代表民主制の基盤は選挙である。国政選挙では、議員一人あたりの有権者数・人口ができる限り、平等に保たれねばならない。それは憲法上の要請である。
そうでないと、ある有権者は一票なのに、ある有権者は〇・五票しかない不平等が生じる。これは違憲の選挙であって、選挙自体を無効にすべきだ−。原告はそう訴えていた。
それゆえ〇九年、一二年、一四年の三回の衆院選はいずれも「違憲状態」と最高裁は判断した。今回は合憲となり、ようやく違憲状態から脱した。だが、格差は前回の二・一三倍が一・九八倍へとわずかに縮小しただけだ。それで合憲とはすんなり納得できない。
最高裁の前提は法改正でアダムズ方式と呼ばれる人口比を反映しやすい議席配分の導入を決めていることだ。その上で〇増六減の定数配分が「漸進的な是正を図ったものと評価できる」と述べた。
甘くはないか。二倍ラインを切ったとはいえ、ほぼ二倍の格差を許容することは看過できない。何しろ二百八十九の選挙区のうち、格差が一・八倍以上の選挙区が九十九もある。反対意見で「違憲」とした鬼丸かおる判事はそれを指摘した。
さらに「違憲・無効」と判断した山本庸幸判事は「法の下の平等を貫くためには格差を生じさせないのが原則。区割りの都合で一、二割の格差が生ずるのはやむを得ない」としている。
さらに言えば、アダムズ方式の手法では、本来は七増十三減の定数是正をしなければいけなかったはずだ。この方法だと自民党が強い地方ほど人数を削られる。だから結果的に〇増六減の小手先の是正に終わったのではないか。

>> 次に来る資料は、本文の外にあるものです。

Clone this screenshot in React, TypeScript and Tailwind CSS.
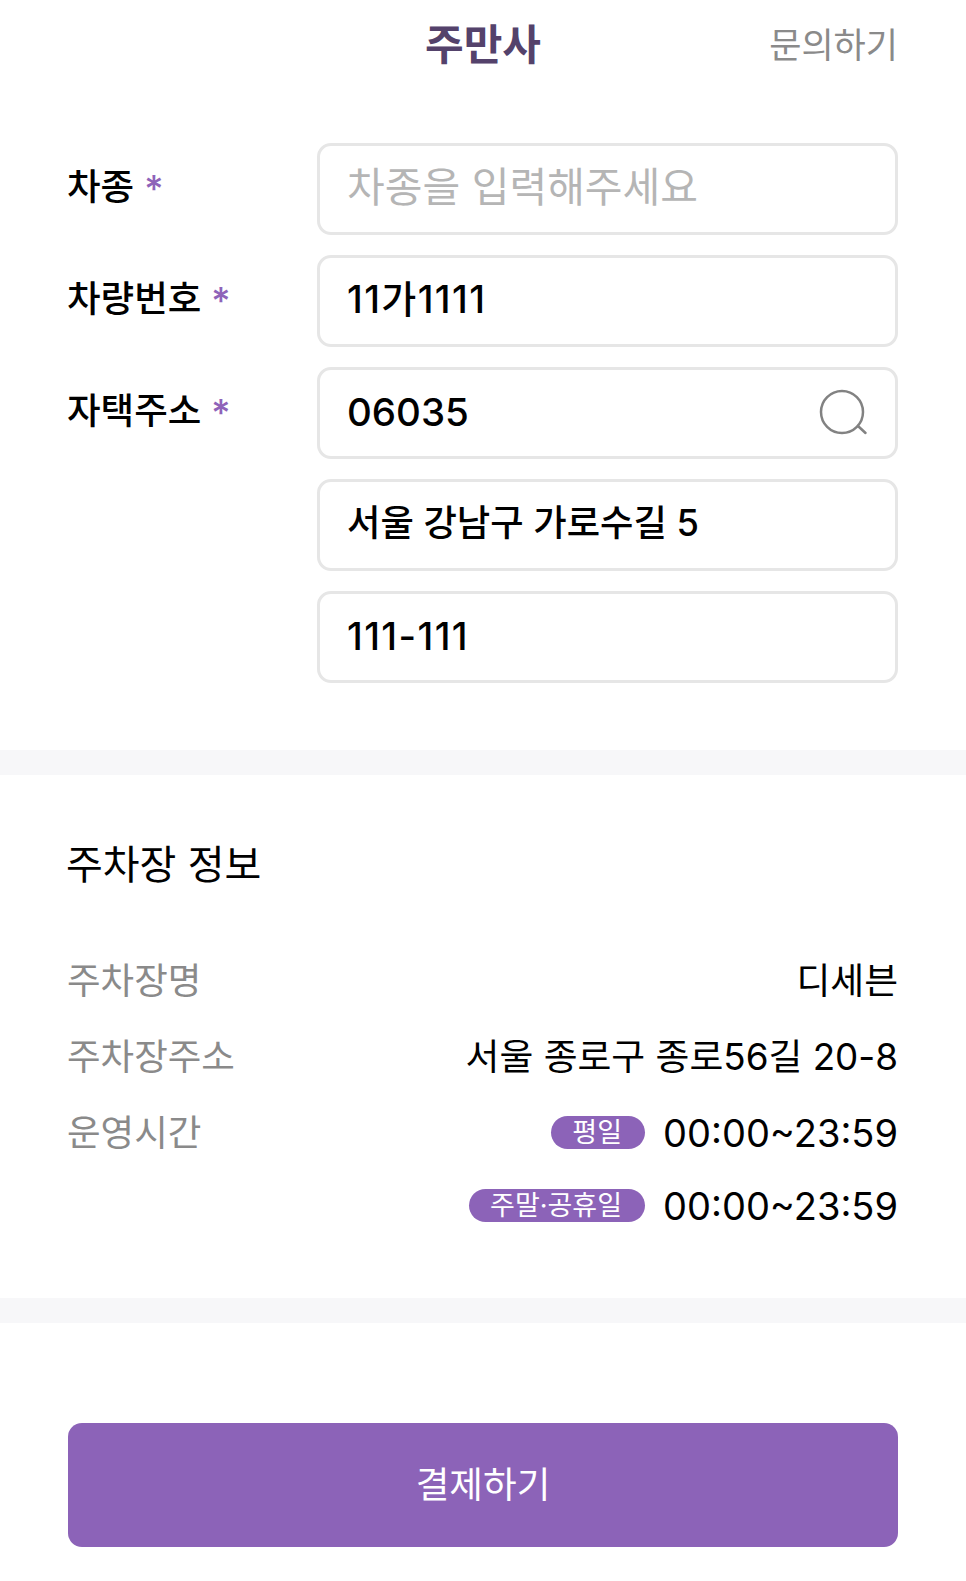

〇増六減が司法の「お墨付き」となる懸念がある。しかもアダムズ方式は万能でないから、格差の縮小には限界がある。だから、立法府はたえず選挙制度の改革には取り組まねばならない。
人口が少ない県の声が届きにくくなるとの懸念もある。だが、通信技術が進歩した現代では杞憂(きゆう)であろう。
何より国会議員は全国民の代表だと憲法がいう。国民の意思を正しく反映する、その精神に基づく選挙でなければならない。